Imagine if you looked at every aspect of yourself and aimed to improve by 1%? Where might that possibly take you?
The point I am making is that we can look around us and learn from others. . A common trait in all successful people is that they continually look to improve. What could they do better? And you can take your inspiration and from many different areas.
One of the easiest and most effective ways but often overlooked ways to learn from others is to ask for feedback. Not everybody is good at giving feedback so you may need to help them – you can use this simple structure to help.- what went well? What didn’t go so well? What could be better next time?
Don’t be afraid of feedback, it is a wonderful gift. We all have blinds spots so asking for feedback is the only way you can see those.

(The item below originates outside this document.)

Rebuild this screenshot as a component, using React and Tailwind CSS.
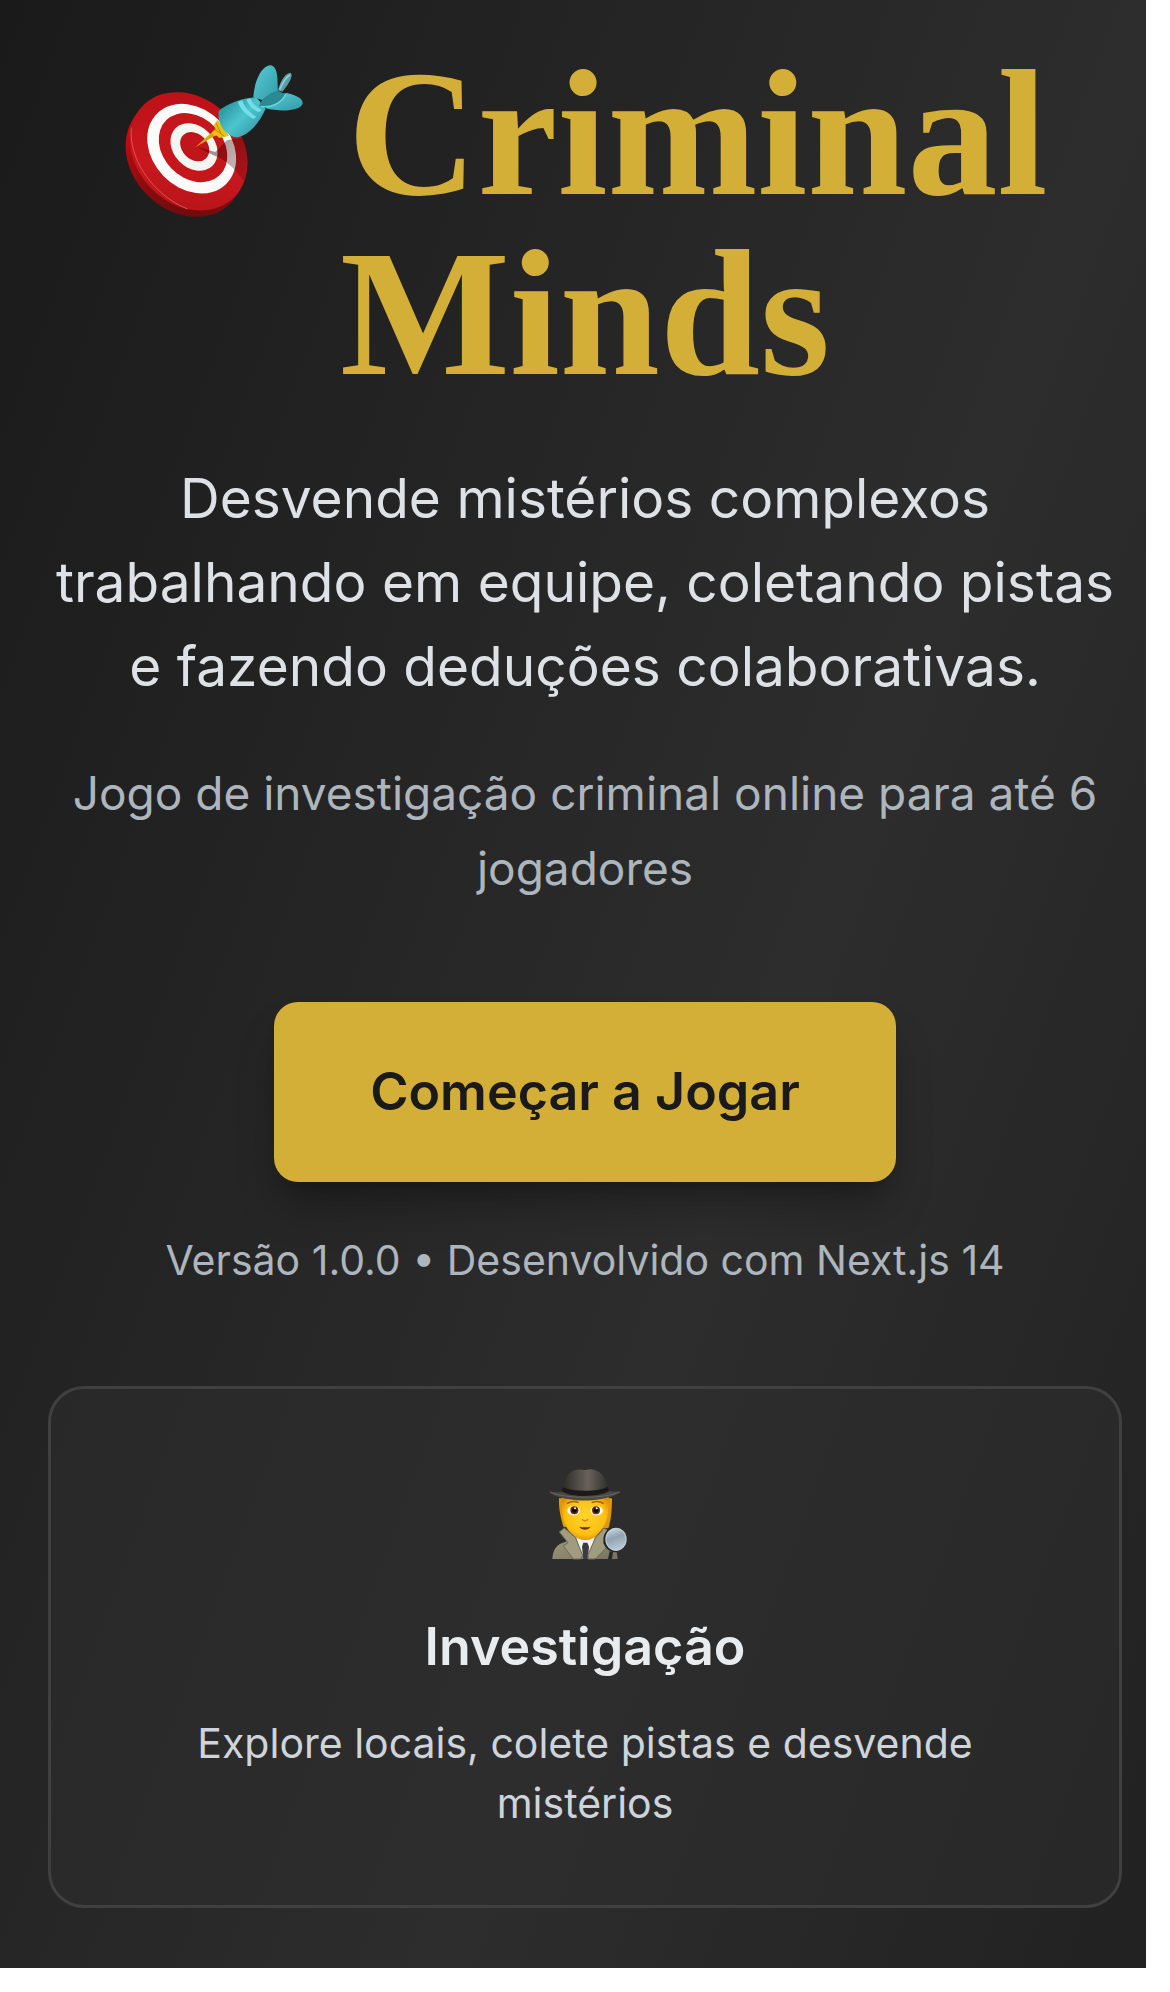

If you are looking to improve, look to others, how do they do it? Look to the people you know who have already worked it out. And then ask them! How do you do that? And then listen. They may not even know the answer immediately as it is so second nature to them, so press them further, ask them, “If you did know, what would it be?” – give them some time to reflect and get back to you. Maybe that will be in a few days but do follow up with them. Most people will be more than happy to share with you. It may be something that took them a long time to learn and realise, years maybe but they could save you a lot of time.
We are surrounded by inspiration and great examples – if you are looking to improve your performance, learn from the examples around you. Invest time in yourself – your performance is your responsibility and improving it can only be done by you.